In reply to: Abdij Bhat: "UTF8 and COntrol Characters"
Next in thread: YTang0648@aol.com: "Re: UTF8 and COntrol Characters"
Messages sorted by: [ date ] [ thread ] [ subject ] [ author ] [ attachment ]
Mail actions: [ respond to this message ] [ mail a new topic ]

From: "Abdij Bhat" <Abdij.Bhat@kshema.com>
> If a UNICODE strings is converted to UTF8, will the UTF8 encoded string
> contain and control character or escape sequences? If so, is it possible
to
> eliminate the same?

UTF-8 sequences will not contain any C0 control bytes, but it will in many
cases use contain C1 control bytes (between 0x80 and 0x9F).

UTF-8 keeps all 7-bit ASCII characters unchanged and does not create any
sequence of bytes containing them for non 7-bit ASCII characters (all
sequences of UTF-8 bytes are made of bytes>=0x80). UTF-8 will then never
create any escape sequence.

But be warned that you should not create escape sequences containing bytes
>= 0x80 after the leading escape (in this case, they may conflict with a
UTF-8 decoder).. If your escape sequences are made only of 7-bit ASCII
bytes, then this is safe, and you can mix plain-text ASCII, C0 controls,
escape sequences and UTF-8 sequences for non ASCII characters.

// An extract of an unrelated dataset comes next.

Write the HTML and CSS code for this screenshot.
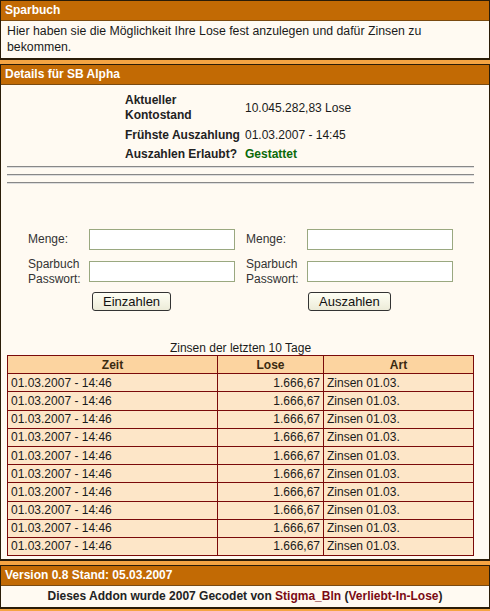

Note that C1 controls of Unicode and ISO-8859-* will be converted to a pair
of bytes in UTF-8, with the first byte being 0xC2, and the second byte
varying between 0x80 and 0x9F (so C1 controls will appear in UTF-8 with a
0xC2 "prefix" before the same byte when encoding them with ISO-8859-*)

Next message: Peter Kirk: "Re: UTF-16 inside UTF-8"
Previous message: Philippe Verdy: "Re: elided base character or obliterated character (was: Hebrew composition model, with cantillation marks)"
In reply to: Abdij Bhat: "UTF8 and COntrol Characters"
Next in thread: YTang0648@aol.com: "Re: UTF8 and COntrol Characters"
Messages sorted by: [ date ] [ thread ] [ subject ] [ author ] [ attachment ]
Mail actions: [ respond to this message ] [ mail a new topic ]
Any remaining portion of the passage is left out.